JA職員自身も多くは米生産農家であり、また米生産に携わっていない職員にも、佐々木登志男組合長は「親戚の手伝いに出かけて体験して農業を覚えるべき」と日頃から強調しているという。
こうした姿勢を反映し18年産からはJA米の推進には営農部門の職員だけではなく、購買や共済担当職員も含めた職員総がかりであたる体制とした。
具体的にはJAの全男性職員が1人5人程度の生産者を担当する。総勢で60名ほどで集落ごとに班をつくって、班長のリーダーシップで生産履歴記帳用紙の配付、記帳内容の点検を行う。記帳内容の点検のために講習会も開いて徹底した。
共済事業で一斉推進をするのと同じ発想で、JA米の周知徹底をさらに図り、品質の向上をめざしていく。全国のJAでもきわめて珍しいまさにJAらしい取り組みだろう。

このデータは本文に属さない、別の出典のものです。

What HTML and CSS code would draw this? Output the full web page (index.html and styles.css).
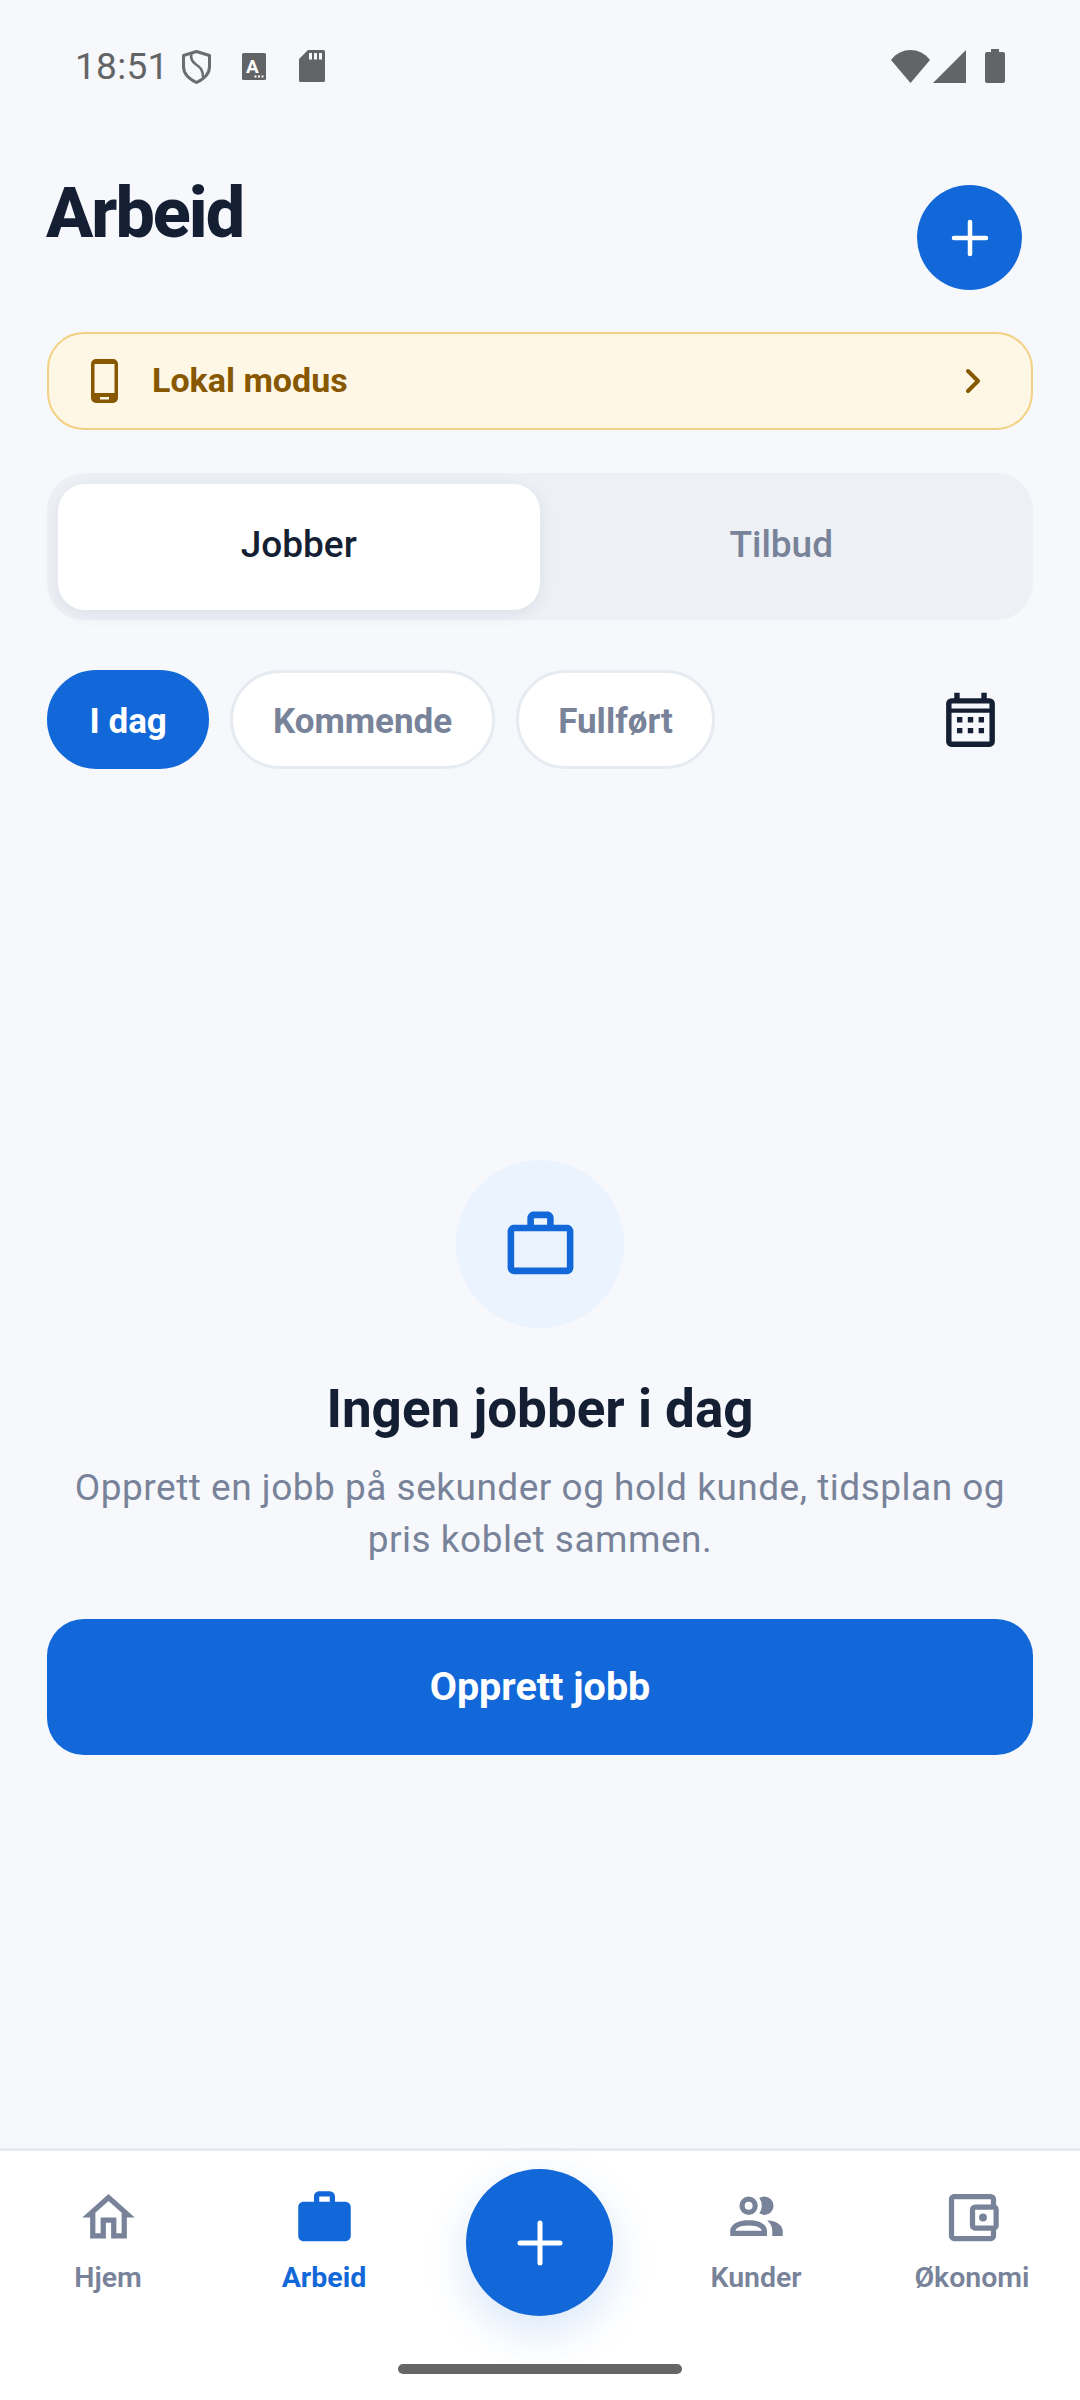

また、多くのJAでは営農指導員のみが履歴のチェックを担当することから何十人もの生産者を担当し負担が増している例もあるが、同JAが導入した全員体制は幅広い人材の活用でJA米に取り組むという点でも注目される。
◆減農薬の「青森クリーンライス」を主力に
18年産からは管内作付面積の30%に「ゆめあかり」より収量が多く、食味も良いと評価されている「まっしぐら」(青系138号)を作付けしている。粘り気があり香りがいいという。同JAでは19年産から主力品種として「ゆめあかり」から切り替える方針だ。
また、全農青森県本部が基準を策定した「青森クリーンライス」の生産も推進する。これは農薬の使用成分を慣行栽培の半分に減らすもの。18年産は14人の生産者、あわせて76ヘクタールで栽培する。ほ場には「青森クリーンライス」の栽培ほ場であることを示す標識が立てられることになっている。
稲葉課長は「栽培履歴記帳などはもう当たり前の時代。減農薬など次の課題に取り組み19年産からは全量を青森クリーンライスとすることが目標。最終的にはJA米の独自の要件として今の要件に上乗せしていきたい」と意気込む。
まだ個体出荷も集荷量の半分近くを占めるが、市場は施設で管理された米を求めており、施設利用率を向上させることによる高品質で均質な米の供給が、地域農業の要になるとJAでは考えている。